I think this betrays a misunderstanding about how the T states work. Each set of T states (i.e. T1, T2, T3, [0 or more Tw], T4) corresponds to exactly one bus transfer. If no bus transfer is occurring then the T state is none of these (the column is blank in bus sniffer logs, call it Tidle if you like). When the next bus transfer is requested (either by the EU or by DMA) and the bus is idle, the transfer starts immediately, it doesn't need to wait for a T1 cycle to come around again. In other words, the T states don't form a "clock signal", they're sequencing for parts of a transfer which can start on any CPU cycle.
Since the bus is usually busy, it does seem like a T1 always immediately follows a T4, but this is no longer the case when there are idle cycles.
So if I understand it correctly, I should make it keep T1 state while nothing is to be done? Thus starting any transfers(Instruction or data) the very same cycle something's ready to process. So keep it stuck at T1 state until something's requested(or DMA takes over) instead of the current inactive walking?
Now it keeps T1 state ready when nothing is left to be done. All other functions work as before, but when it has nothing to do anymore, it will be kept at T1 until it has something to do again(with idle BUS while waiting).
So if I understand it correctly, I should make it keep T1 state while nothing is to be done? Thus starting any transfers(Instruction or data) the very same cycle something's ready to process. So keep it stuck at T1 state until something's requested(or DMA takes over) instead of the current inactive walking?
There is a difference between T1 and idle. I'm not sure if it makes any difference for emulation or not, but I think it's confusing to equate the two.

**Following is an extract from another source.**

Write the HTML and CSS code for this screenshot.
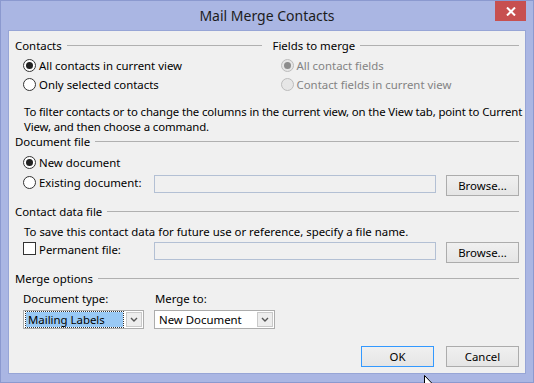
FILE: index.html
```html
<!DOCTYPE html>
<html lang="en">
  <head>
    <meta charset="utf-8" />
    <title>Mail Merge Contacts</title>
    <link rel="stylesheet" href="styles.css">
  </head>
  <body>
    <div class="window">
      <div class="titlebar">
        <span class="title">Mail Merge Contacts</span>
        <button class="close" aria-label="Close">
          <svg width="10" height="9" viewBox="0 0 10 9">
            <path d="M1 0.5 L9 8.5 M9 0.5 L1 8.5" stroke="#fff" stroke-width="2" />
          </svg>
        </button>
      </div>

      <div class="client">
        <div class="cols">
          <div class="col">
            <div class="group-head">Contacts</div>
            <div class="options">
              <div class="opt"><span class="radio checked"></span>All contacts in current view</div>
              <div class="opt"><span class="radio"></span>Only selected contacts</div>
            </div>
          </div>
          <div class="col">
            <div class="group-head">Fields to merge</div>
            <div class="options disabled">
              <div class="opt"><span class="radio checked"></span>All contact fields</div>
              <div class="opt"><span class="radio"></span>Contact fields in current view</div>
            </div>
          </div>
        </div>

        <p class="note note-filter">To filter contacts or to change the columns in the current view, on the View tab, point to Current<br />View, and then choose a command.</p>

        <div class="group-head">Document file</div>
        <div class="opt opt-new"><span class="radio checked"></span>New document</div>
        <div class="file-row file-row-doc">
          <div class="opt file-label"><span class="radio"></span>Existing document:</div>
          <div class="textbox"></div>
          <button class="btn">Browse...</button>
        </div>

        <div class="group-head head-data">Contact data file</div>
        <p class="note note-save">To save this contact data for future use or reference, specify a file name.</p>
        <div class="file-row file-row-perm">
          <div class="opt file-label"><span class="checkbox"></span>Permanent file:</div>
          <div class="textbox"></div>
          <button class="btn">Browse...</button>
        </div>

        <div class="group-head head-merge">Merge options</div>
        <div class="combo-labels">
          <span class="combo-label">Document type:</span>
          <span class="combo-label">Merge to:</span>
        </div>
        <div class="combos">
          <div class="combo">
            <span class="combo-text selected">Mailing Labels</span>
            <span class="combo-drop">
              <svg width="8" height="5" viewBox="0 0 8 5"><path d="M1 1 L4 4 L7 1" fill="none" stroke="#555" stroke-width="1.4" /></svg>
            </span>
          </div>
          <div class="combo">
            <span class="combo-text">New Document</span>
            <span class="combo-drop">
              <svg width="8" height="5" viewBox="0 0 8 5"><path d="M1 1 L4 4 L7 1" fill="none" stroke="#555" stroke-width="1.4" /></svg>
            </span>
          </div>
        </div>

        <div class="actions">
          <button class="btn btn-default">OK</button>
          <button class="btn">Cancel</button>
        </div>
      </div>
    </div>

    <svg class="cursor" width="13" height="20" viewBox="0 0 13 20">
      <path d="M0.5 0.5 L0.5 16.5 L4.2 12.8 L6.6 18.5 L9 17.5 L6.7 12 L11.5 12 Z" fill="#fff" stroke="#000" stroke-width="1" />
    </svg>
  </body>
</html>
```

FILE: styles.css
```css
* {
  margin: 0;
  padding: 0;
  box-sizing: border-box;
}
body {
  position: relative;
  width: 534px;
  height: 383px;
  overflow: hidden;
  background: #fff;
  font: 11.4px/15px "Noto Sans", "Open Sans", sans-serif;
  color: #000;
}
.window {
  height: 383px;
  display: flex;
  flex-direction: column;
  background: #aab6e3;
  border: 1px solid #8b99cf;
  padding: 0 7px 8px;
}
.titlebar {
  position: relative;
  height: 29px;
  display: flex;
  align-items: center;
  justify-content: center;
  padding-bottom: 1px;
}
.title {
  font-size: 14px;
  color: #1c1c1c;
}
.close {
  position: absolute;
  top: 0;
  right: 0;
  width: 31px;
  height: 20px;
  border: none;
  background: #c75050;
  display: flex;
  align-items: center;
  justify-content: center;
}

.client {
  flex: 1;
  display: flex;
  flex-direction: column;
  background: #f0f0f0;
  border: 1px solid #97a5d6;
  padding: 7px 6px 6px;
}
.cols {
  display: grid;
  grid-template-columns: 1fr 1fr;
  column-gap: 11px;
}
.group-head {
  display: flex;
  align-items: center;
  height: 15px;
  white-space: nowrap;
}
.group-head::after {
  content: "";
  flex: 1;
  border-top: 1px solid #b0b0b0;
  margin-left: 5px;
}
.options {
  margin-top: 3px;
}
.opt {
  display: flex;
  align-items: center;
  height: 19px;
  padding-left: 8px;
  white-space: nowrap;
}
.options.disabled {
  color: #838383;
}
.radio,
.checkbox {
  position: relative;
  flex: none;
  width: 13px;
  height: 13px;
  margin-right: 3px;
  background: #fff;
  border: 1px solid #333;
}
.radio {
  border-radius: 50%;
}
.radio.checked::after {
  content: "";
  position: absolute;
  inset: 2px;
  border-radius: 50%;
  background: #222;
}
.disabled .radio {
  border-color: #bcbcbc;
  background: #e6e6e6;
}
.disabled .radio.checked::after {
  background: #8c8c8c;
}

.note {
  padding-left: 9px;
  white-space: nowrap;
}
.note-filter {
  margin-top: 10px;
  letter-spacing: -0.13px;
}
.opt-new {
  margin-top: 6px;
  height: 15px;
}
.file-row {
  display: flex;
  align-items: flex-start;
  height: 21px;
}
.file-row-doc {
  margin-top: 5px;
}
.file-label {
  width: 139px;
  height: 15px;
}
.file-row-perm .file-label {
  align-items: flex-start;
}
.textbox {
  width: 282px;
  height: 18px;
  background: #f0f0f0;
  border: 1px solid #b3c0d4;
}
.btn {
  width: 73px;
  height: 21px;
  margin-left: 10px;
  font: inherit;
  color: #000;
  background: linear-gradient(#f0f0f0, #e5e5e5);
  border: 1px solid #acacac;
}
.head-data {
  margin-top: 8px;
}
.note-save {
  margin-top: 5px;
}
.file-row-perm {
  margin-top: 3px;
}
.head-merge {
  margin-top: 8px;
}
.combo-labels {
  display: flex;
  margin-top: 5px;
  padding-left: 8px;
}
.combo-label {
  width: 132px;
}
.combos {
  display: flex;
  gap: 10px;
  margin-top: 4px;
  padding-left: 8px;
}
.combo {
  width: 121px;
  height: 19px;
  display: flex;
  align-items: center;
  background: #fff;
  border: 1px solid #acacac;
  padding: 1px;
}
.combo-text {
  flex: 1;
  height: 15px;
  padding-left: 3px;
  white-space: nowrap;
}
.combo-text.selected {
  margin: 0 1px;
  padding-left: 2px;
  background: #99c9f5;
  outline: 1px dotted #333;
}
.combo-drop {
  width: 16px;
  height: 15px;
  margin-left: 2px;
  display: flex;
  align-items: center;
  justify-content: center;
  background: #ededed;
  border: 1px solid #c9c9c9;
}
.actions {
  display: flex;
  justify-content: flex-end;
  gap: 2px;
  margin-top: 17px;
}
.btn-default {
  border-color: #3399ff;
}

.cursor {
  position: absolute;
  left: 424px;
  top: 375px;
}
```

It's essentially the same? Idle is/becomes T1 when there's something to do(first state of transfer), idle otherwise.
Edit: I've modified the BIU to fix the problems with BUS control on T1/T3(it kept having an inactive BUS in the middle of transfers during the BIOS execution, causing it to infinitely do nothing forever). https://bitbucket.org/superfury/unipcemu/src/ … biu.c?at=master
It now leaves out all those cycle information, using only the first part (T-, S- or W-state) and leaving all other cycle timings that were set by the CPU.
T1 is now kept in that state(being either T1 or idle, depending on what it has to do) until a new request or the prefetch buffer is read by the EU.

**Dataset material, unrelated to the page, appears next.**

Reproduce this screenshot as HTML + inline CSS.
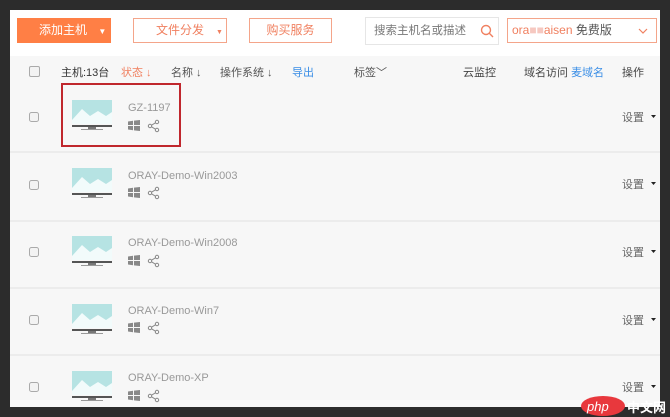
<!DOCTYPE html><html><head><meta charset="utf-8"><style>
body{margin:0;width:670px;height:417px;background:#2c2c2c;font-family:"Liberation Sans","Noto Sans CJK SC",sans-serif;overflow:hidden;position:relative}
.c{position:absolute;left:10px;top:10px;width:650px;height:397px;background:#f7f7f7;overflow:hidden}
.tb{position:absolute;left:0;top:0;width:650px;height:46px;background:#fff}
.a{position:absolute;font-size:12px;white-space:nowrap}
.btn{position:absolute;top:8px;height:25px;box-sizing:border-box;border:1px solid #f4a58a;color:#f08060;font-size:12px;line-height:23px;background:#fff;white-space:nowrap}
.cb{position:absolute;left:19px;width:9px;height:9px;border:1px solid #aaa;border-radius:2px;background:#f3f3f3}
.row{position:absolute;left:0;width:650px;height:67px;border-bottom:2px solid #ececec}
</style></head><body><div class="c">
<div class="tb"></div>
<div class="btn" style="left:7px;width:94px;background:#ff7f45;border-color:#ff7f45;color:#fff;padding-left:21px">添加主机 <span style="font-size:8px;margin-left:8px">▼</span></div>
<div class="btn" style="left:123px;width:94px;padding-left:22px">文件分发<span style="font-size:7px;margin-left:12px">▼</span></div>
<div class="btn" style="left:239px;width:83px;text-align:center">购买服务</div>
<div class="btn" style="left:355px;width:134px;border-color:#e6e6e6;color:#777;padding-left:8px;top:7px;height:28px;line-height:26px;font-size:11.5px">搜索主机名或描述<svg style="position:absolute;right:4px;top:6px" width="14" height="14"><circle cx="6" cy="6" r="4.5" fill="none" stroke="#f08060" stroke-width="1.4"/><line x1="9.3" y1="9.3" x2="13" y2="13" stroke="#f08060" stroke-width="1.4"/></svg></div>
<div class="btn" style="left:497px;width:150px;height:25px;padding-left:4px;color:#f08060">ora<span style="color:#f6c8c0">■■</span>aisen <span style="color:#555">免费版</span><svg style="position:absolute;right:8px;top:9px" width="10" height="6"><path d="M1 1L5 5L9 1" fill="none" stroke="#f08060" stroke-width="1.2"/></svg></div>
<div class="cb" style="top:56px"></div>
<div class="a" style="left:51px;top:54px;color:#333;font-size:11px">主机:13台</div>
<div class="a" style="left:111px;top:54px;color:#f08060;font-size:11px">状态 ↓</div>
<div class="a" style="left:161px;top:54px;color:#555;font-size:11px">名称 ↓</div>
<div class="a" style="left:210px;top:54px;color:#555;font-size:11px">操作系统 ↓</div>
<div class="a" style="left:282px;top:54px;color:#3a8ee6;font-size:11px">导出</div>
<div class="a" style="left:344px;top:54px;color:#555;font-size:11px">标签﹀</div>
<div class="a" style="left:453px;top:54px;color:#444;font-size:11px">云监控</div>
<div class="a" style="left:514px;top:54px;color:#444;font-size:11px">域名访问 <span style="color:#3a8ee6">麦域名</span></div>
<div class="a" style="left:612px;top:54px;color:#444;font-size:11px">操作</div>
<div class="row" style="top:74px"></div>
<div class="row" style="top:143px"></div>
<div class="row" style="top:210px"></div>
<div class="row" style="top:277px"></div>
<div class="row" style="top:345px"></div>
<div style="position:absolute;left:51px;top:73px;width:116px;height:60px;border:2px solid #c0272d"></div>
</div>
<svg width="0" height="0" style="position:absolute"><defs>
<g id="m"><rect x="0" y="0" width="40" height="24" fill="#b6e3e3"/><path d="M0 24 L0 20 L10 9 L18 16 L26 11 L34 16 L40 12 L40 24Z" fill="#f2fbfb"/><rect x="0" y="25" width="40" height="2" fill="#555"/><rect x="16" y="27" width="8" height="2" fill="#777"/><rect x="9" y="29" width="22" height="1" fill="#999"/></g>
<g id="w"><path d="M0 1.5L5 .8V5H0ZM6 .6L12 0V5H6ZM0 6H5V10.2L0 9.5ZM6 6H12V11L6 10.4Z" fill="#888"/></g>
<g id="s"><circle cx="9" cy="2" r="1.7" fill="none" stroke="#888"/><circle cx="2" cy="6" r="1.7" fill="none" stroke="#888"/><circle cx="9" cy="10" r="1.7" fill="none" stroke="#888"/><path d="M3.5 5.2L7.5 2.8M3.5 6.8L7.5 9.2" stroke="#888"/></g>
</defs></svg>
<svg width="670" height="417" style="position:absolute;left:0;top:0">
<g font-family="Liberation Sans, sans-serif" font-size="11" fill="#999">
<use href="#m" x="72" y="100"/><text x="128" y="111">GZ-1197</text><use href="#w" x="128" y="120"/><use href="#s" x="148" y="120"/>
<use href="#m" x="72" y="168"/><text x="128" y="179">ORAY-Demo-Win2003</text><use href="#w" x="128" y="187"/><use href="#s" x="148" y="187"/>
<use href="#m" x="72" y="236"/><text x="128" y="246">ORAY-Demo-Win2008</text><use href="#w" x="128" y="255"/><use href="#s" x="148" y="255"/>
<use href="#m" x="72" y="304"/><text x="128" y="314">ORAY-Demo-Win7</text><use href="#w" x="128" y="322"/><use href="#s" x="148" y="322"/>
<use href="#m" x="72" y="371"/><text x="128" y="381">ORAY-Demo-XP</text><use href="#w" x="128" y="390"/><use href="#s" x="148" y="390"/>
</g>
<g font-family="Liberation Sans, Noto Sans CJK SC, sans-serif" font-size="11" fill="#666">
<text x="622" y="121">设置</text><text x="622" y="188">设置</text><text x="622" y="256">设置</text><text x="622" y="324">设置</text><text x="622" y="391">设置</text>
</g>
<g fill="#222"><path d="M651 115l5 0-2.5 3z"/><path d="M651 182l5 0-2.5 3z"/><path d="M651 250l5 0-2.5 3z"/><path d="M651 318l5 0-2.5 3z"/><path d="M651 385l5 0-2.5 3z"/></g>
<g fill="#f3f3f3" stroke="#aaa"><rect x="29.5" y="112.5" width="9" height="9" rx="2"/><rect x="29.5" y="180.5" width="9" height="9" rx="2"/><rect x="29.5" y="247.5" width="9" height="9" rx="2"/><rect x="29.5" y="315.5" width="9" height="9" rx="2"/><rect x="29.5" y="382.5" width="9" height="9" rx="2"/></g>
<ellipse cx="603" cy="406" rx="22" ry="10" fill="#e8383d"/><text x="587" y="411" font-family="Liberation Sans" font-size="13" font-style="italic" fill="#fff">php</text>
<text x="627" y="412" font-family="Noto Sans CJK SC" font-size="13" fill="#fff" font-weight="bold">中文网</text>
</svg>
</body></html>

Edit: I've modified the BIU to report stalling the BUS when it doesn't have anything to do (when DMA isn't in SI-state).
It's essentially the same? Idle is/becomes T1 when there's something to do(first state of transfer), idle otherwise.
On the real hardware, the T1 state is when the address to access is placed on the bus. So if the EU needs to start a bus access, it will be able to if the current bus state is idle but not if the current bus state is T1 (from a prefetch operation).

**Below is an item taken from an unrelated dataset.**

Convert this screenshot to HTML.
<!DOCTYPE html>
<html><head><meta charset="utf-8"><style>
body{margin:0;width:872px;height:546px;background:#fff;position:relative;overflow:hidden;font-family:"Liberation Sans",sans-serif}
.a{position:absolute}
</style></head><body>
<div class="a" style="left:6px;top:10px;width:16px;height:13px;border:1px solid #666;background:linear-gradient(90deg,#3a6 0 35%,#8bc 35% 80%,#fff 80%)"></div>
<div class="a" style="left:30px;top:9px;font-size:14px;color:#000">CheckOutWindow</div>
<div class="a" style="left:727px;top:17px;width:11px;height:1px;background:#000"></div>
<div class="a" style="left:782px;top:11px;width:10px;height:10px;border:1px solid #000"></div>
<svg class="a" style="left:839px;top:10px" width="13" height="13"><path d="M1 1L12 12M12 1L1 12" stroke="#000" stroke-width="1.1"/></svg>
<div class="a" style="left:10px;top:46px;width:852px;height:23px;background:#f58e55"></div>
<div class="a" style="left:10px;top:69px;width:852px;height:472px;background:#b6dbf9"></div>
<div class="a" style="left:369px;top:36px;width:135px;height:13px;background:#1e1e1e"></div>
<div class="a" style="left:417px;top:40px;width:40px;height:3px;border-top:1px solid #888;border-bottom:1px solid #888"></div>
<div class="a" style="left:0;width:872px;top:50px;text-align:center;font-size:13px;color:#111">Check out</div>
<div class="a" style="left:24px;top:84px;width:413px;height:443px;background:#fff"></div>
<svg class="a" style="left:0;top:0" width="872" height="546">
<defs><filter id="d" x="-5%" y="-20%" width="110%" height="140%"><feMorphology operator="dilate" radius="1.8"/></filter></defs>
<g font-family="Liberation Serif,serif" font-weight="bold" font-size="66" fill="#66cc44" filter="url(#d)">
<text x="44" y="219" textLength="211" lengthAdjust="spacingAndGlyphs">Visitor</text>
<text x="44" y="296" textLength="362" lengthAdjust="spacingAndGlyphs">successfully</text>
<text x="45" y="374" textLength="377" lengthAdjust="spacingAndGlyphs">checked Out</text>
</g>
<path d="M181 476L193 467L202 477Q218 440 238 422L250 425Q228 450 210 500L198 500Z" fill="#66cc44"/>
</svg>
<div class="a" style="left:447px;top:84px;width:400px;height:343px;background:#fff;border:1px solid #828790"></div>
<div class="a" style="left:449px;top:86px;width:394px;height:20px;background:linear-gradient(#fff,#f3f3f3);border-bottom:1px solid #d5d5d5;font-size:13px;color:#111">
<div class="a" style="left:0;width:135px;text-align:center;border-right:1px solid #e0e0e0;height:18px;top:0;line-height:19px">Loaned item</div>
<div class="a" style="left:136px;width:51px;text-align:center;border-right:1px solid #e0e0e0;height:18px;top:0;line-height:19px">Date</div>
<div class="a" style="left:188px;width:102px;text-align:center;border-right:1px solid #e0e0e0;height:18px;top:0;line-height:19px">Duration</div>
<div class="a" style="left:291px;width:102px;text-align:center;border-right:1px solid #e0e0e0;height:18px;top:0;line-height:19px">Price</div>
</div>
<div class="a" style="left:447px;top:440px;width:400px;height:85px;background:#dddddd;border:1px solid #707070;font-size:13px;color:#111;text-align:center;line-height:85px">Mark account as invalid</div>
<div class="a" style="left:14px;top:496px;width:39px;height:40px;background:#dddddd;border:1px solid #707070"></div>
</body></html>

It now leaves out all those cycle information, using only the first part (T-, S- or W-state) and leaving all other cycle timings that were set by the CPU.
It still seems to be counting T1..T4 during bus idle, meaning that (between each pair of DMAs) accesses only occur every 4th cycle.
superfury wrote:
T1 is now kept in that state(being either T1 or idle, depending on what it has to do)
Under what conditions are you keeping the bus in the T1 state and under what conditions are you keeping it in the idle state? I don't think the real hardware has that distinction (since on the real hardware a T1 state is always 1 cycle long).
reenigne wrote:On the real hardware, the T1 state is when the address to access is placed on the bus. So if the EU needs to start a bus access, […] Show full quote
superfury wrote:
It's essentially the same? Idle is/becomes T1 when there's something to do(first state of transfer), idle otherwise.
On the real hardware, the T1 state is when the address to access is placed on the bus. So if the EU needs to start a bus access, it will be able to if the current bus state is idle but not if the current bus state is T1 (from a prefetch operation).
It now leaves out all those cycle information, using only the first part (T-, S- or W-state) and leaving all other cycle timings that were set by the CPU.
It still seems to be counting T1..T4 during bus idle, meaning that (between each pair of DMAs) accesses only occur every 4th cycle.
superfury wrote:
T1 is now kept in that state(being either T1 or idle, depending on what it has to do)
Under what conditions are you keeping the bus in the T1 state and under what conditions are you keeping it in the idle state? I don't think the real hardware has that distinction (since on the real hardware a T1 state is always 1 cycle long).
When it has nothing to do(no BIU memory/BUS requests and prefetch buffer is full), it will execute a NOP cycle(BUS being idle, now reporting "BIU --" instead of T-state. It's still in T1 state, for simple compatibility). Otherwise, a T1 cycle(and onwards) is executed, which will transfer from memory on T1 and then wait until it executes T4, which will terminate the access and report the retrieved data back to the EU. Basically an if-else operation on T1( if (needstransfer) { T1 } else { idle BUS cycle } ). The new "--" state is essentially the sniffer log's empty parts.
I'm now generating a new log with the new logic. The three parts are seperated with tabs now. First are the timestamp(which always follows the same format) of the emulator itself(compared to when it was started) and followed by the current state. The second column specifies the instruction that's finished executing(if any, empty otherwise). The third column contains all done memory accesses.
Although all T-states and idle BIU states are overridden by BUS stalls, Waitstate RAM stalls and DMA stalls, in that order of priority. BUS stalls give the same result in the log as the idle BIU state(states 1(BUS stall) and 2(BIU has nothing to do) both resolve to the -- case in the log).